Большей частью этих духовных извращений он обязан природным недостаткам, но многим обязан и веку, в котором ему пришлось жить. Это был век несогласия и разрыва, в нем чувствовалось приближение великого кризиса в человеческих делах. Мы замечаем уже в нем все элементы Французской революции и удивляемся, – так легко забываем мы, как запутано и скрыто от нас вообще значение настоящего, – что не все люди предвидели приближение этого страшного переворота. С одной стороны, встречаем мы высокую, все испытующую деятельность интеллигенции. Дух исследования затрагивает каждый предмет. Божественное и человеческое без страха привлекается на суд так называемого разума, означающего здесь не что иное, как логику. Сильные умом устранены от правильного влияния на государственные дела, они глубоко сознают эту несправедливость. С другой стороны, мы видим немногих привилегированных людей, сильных покорностью большинства, но, в сущности, слабых; пестрый, неспособный батальон клерикалов, близоруких дворян или, скорее, придворных, потому что дворянство еще держится в стороне. Они не могут вести борьбу с логикой, а время преследований уже миновало. Главная сила закона находится еще в их руках, но глубже лежащая сила, одна придающая действительность закону, ускользает от них с каждой минутой. Надежда одушевляет одну партию, страх другую, борьба делается упорной и ожесточенной.
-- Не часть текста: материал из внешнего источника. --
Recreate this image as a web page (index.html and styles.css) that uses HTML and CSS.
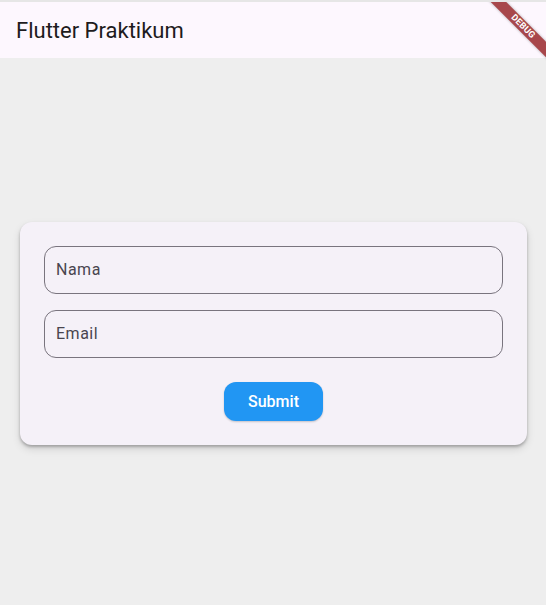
FILE: index.html
```html
<!DOCTYPE html>
<html>
<head>
<meta charset="utf-8">
<link rel="stylesheet" href="styles.css">
</head>
<body>
<div class="app">
  <header class="appbar">
    <h1 class="title">Flutter Praktikum</h1>
  </header>
  <main class="content">
    <form class="card">
      <div class="field"><span class="label">Nama</span></div>
      <div class="field"><span class="label">Email</span></div>
      <div class="actions">
        <button type="button" class="btn">Submit</button>
      </div>
    </form>
  </main>
  <div class="banner">DEBUG</div>
</div>
</body>
</html>
```
FILE: styles.css
```css
html, body {
  margin: 0;
  padding: 0;
  height: 100%;
}
body {
  background: #e6e6e6;
  font-family: Roboto, "Noto Sans", sans-serif;
  overflow: hidden;
}
.app {
  position: relative;
  margin-top: 2px;
  height: 603px;
  display: flex;
  flex-direction: column;
  background: #eeeeee;
  overflow: hidden;
}
.appbar {
  height: 56px;
  flex: none;
  box-sizing: border-box;
  background: #fdf7fe;
  display: flex;
  align-items: center;
  padding: 2px 16px 0;
}
.title {
  margin: 0;
  font-size: 22px;
  font-weight: 400;
  color: #1d1b20;
  line-height: 28px;
}
.content {
  flex: 1;
  display: flex;
  align-items: center;
  padding: 0 19px 0 20px;
}
.card {
  flex: 1;
  margin-top: 4px;
  background: #f5f1f8;
  border-radius: 12px;
  padding: 24px;
  display: flex;
  flex-direction: column;
  gap: 16px;
  box-shadow: 0 2px 3px rgba(0,0,0,0.25), 0 4px 8px rgba(0,0,0,0.12);
}
.field {
  height: 48px;
  box-sizing: border-box;
  border: 1px solid #79747e;
  border-radius: 12px;
  display: flex;
  align-items: center;
  padding: 0 11px;
}
.label {
  font-size: 16px;
  letter-spacing: 0.5px;
  color: #49454f;
  margin-top: -1px;
}
.actions {
  display: flex;
  justify-content: center;
  margin-top: 8px;
}
.btn {
  width: 99px;
  height: 39px;
  border: none;
  border-radius: 12px;
  background: #2196f3;
  color: #ffffff;
  font-family: Roboto, "Noto Sans", sans-serif;
  font-size: 16px;
  font-weight: 500;
  box-shadow: 0 1px 2px rgba(0,0,0,0.2);
}
.banner {
  position: absolute;
  left: 473px;
  top: 19px;
  width: 100px;
  height: 11px;
  line-height: 11px;
  transform: rotate(45deg);
  background: #a8474b;
  color: #ffffff;
  font-size: 9px;
  font-weight: 700;
  text-align: center;
  letter-spacing: 0.2px;
  box-shadow: 0 0 3px rgba(0,0,0,0.3);
}
```
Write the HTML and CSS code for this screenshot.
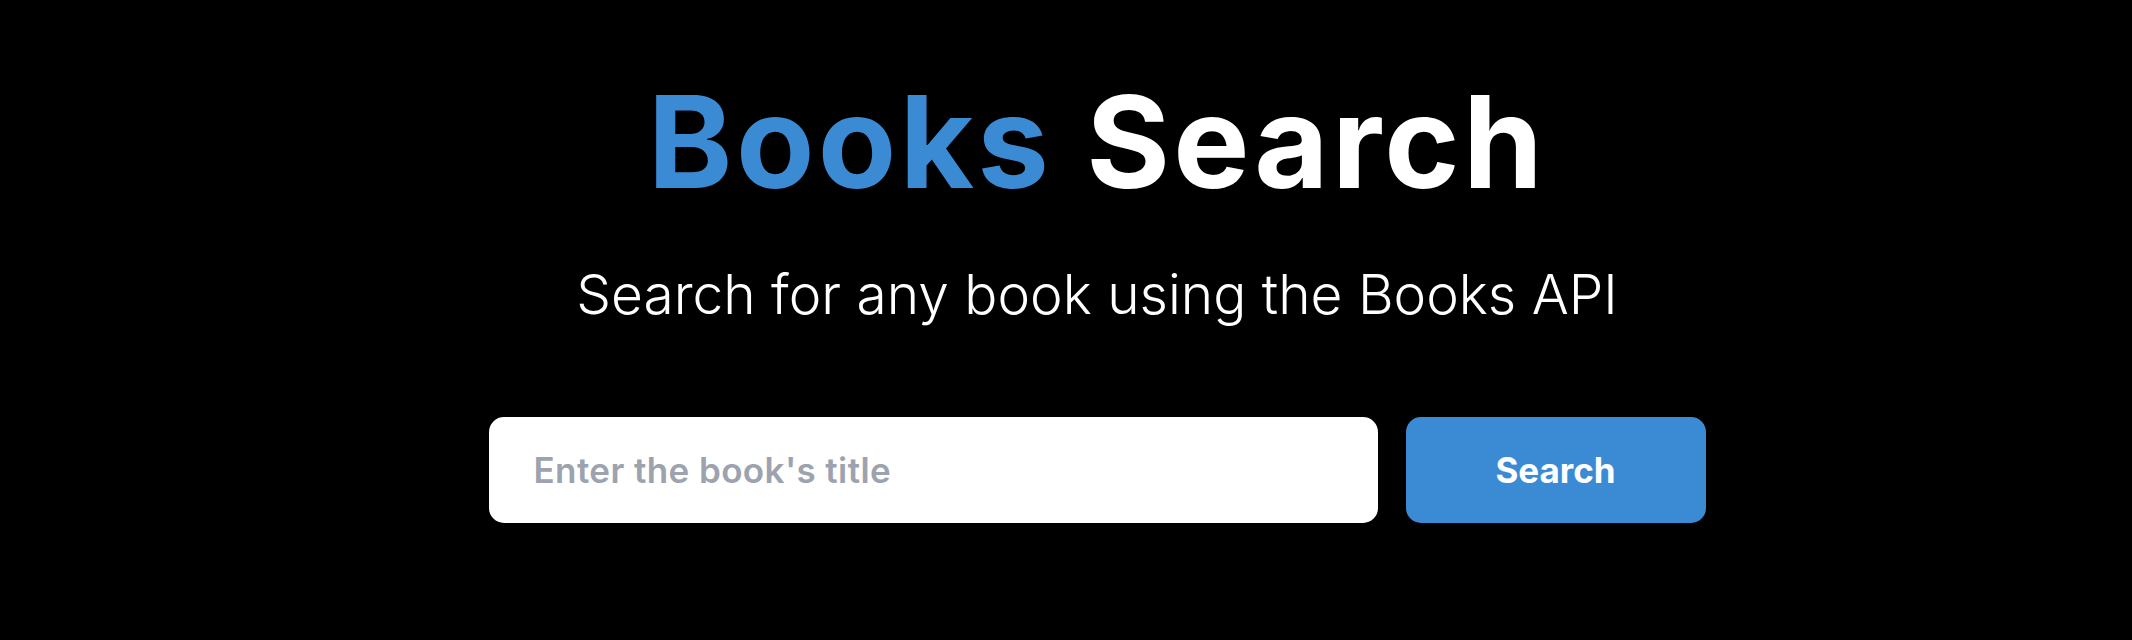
FILE: index.html
```html
<!DOCTYPE html>
<html lang="en">
  <head>
    <meta charset="UTF-8">
    <title>Books Search</title>
    <meta name="viewport" content="width=device-width, initial-scale=1.0">
    <link rel="stylesheet" href="styles.css">
  </head>
  <body>
    <main class="hero">
      <h1 class="title"><span class="accent">Books</span> Search</h1>
      <p class="subtitle">Search for any book using the Books API</p>

      <form class="search-form" onsubmit="return false">
        <input type="text" class="search-input" placeholder="Enter the book's title">
        <button type="submit" class="search-btn">Search</button>
      </form>
    </main>
  </body>
</html>
```

FILE: styles.css
```css
* { box-sizing: border-box; }

body {
  margin: 0;
  background: #000;
  color: #fff;
  font-family: Inter, "Noto Sans", sans-serif;
  min-height: 100vh;
}

.hero {
  display: flex;
  flex-direction: column;
  align-items: center;
  padding: 78px 0 0 62px;
}

.title {
  font-size: 128px;
  font-weight: 700;
  line-height: 1;
  letter-spacing: 3.4px;
  margin: 0;
}

.accent {
  color: #3b8bd4;
}

.subtitle {
  font-size: 55px;
  font-weight: 300;
  margin: 61px 0 0;
  line-height: 1;
}

.search-form {
  display: flex;
  gap: 28px;
  margin-top: 95px;
}

.search-input {
  width: 889px;
  height: 106px;
  border: none;
  border-radius: 15px;
  padding: 0 45px;
  font-family: inherit;
  font-size: 35px;
  font-weight: 600;
  letter-spacing: 0.4px;
  color: #111;
  outline: none;
}

.search-input::placeholder {
  color: #9ca3af;
}

.search-btn {
  width: 300px;
  height: 106px;
  border: none;
  border-radius: 15px;
  background: #3b8bd4;
  color: #fff;
  font-family: inherit;
  font-size: 35px;
  font-weight: 700;
  cursor: pointer;
}
```
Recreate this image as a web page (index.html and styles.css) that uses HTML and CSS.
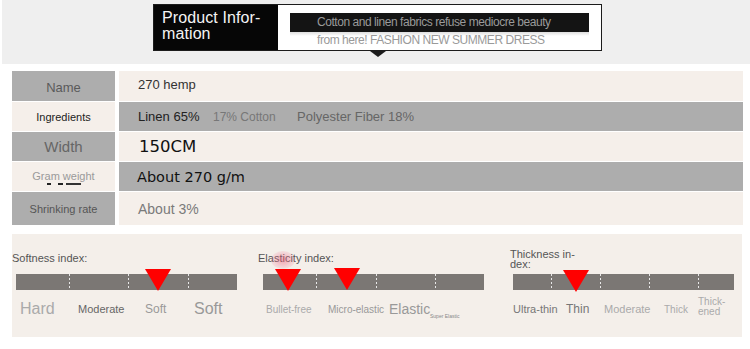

На стороне так называемых философов острота без мудрости, на стороне их противников – слабость и озлобление; повсюду немало гордости, но мало великодушия, нигде не видно любви к истине, но везде выступает явное, пламенное обожание собственного «я».
В подобном положении вещей таились зародыши разрыва. Оба приведенные влияния висели на горизонте, подобно электрическим облакам, но предвещали недоброе; если они столкнутся, то зажгут небо, разрушат своими молниями землю и, может быть, на время сотрут с лица неба солнце и звезды. Руководящего средства примирить эти враждебные элементы нет; ни в одной из партий не заметно ни истинной добродетели, ни настоящей мудрости. Может быть, никогда во всей всемирной истории не встречалась эпоха, где бы всеобщая испорченность так громко требовала реформы, а между тем люди, взявшиеся за этот труд, были лишены всякого внутреннего достоинства. Не Гракхи, а Катилины, не Лютер, а Аретины должны были возродить Европу. Труд был долгий и кровавый и до сих пор еще не кончившийся.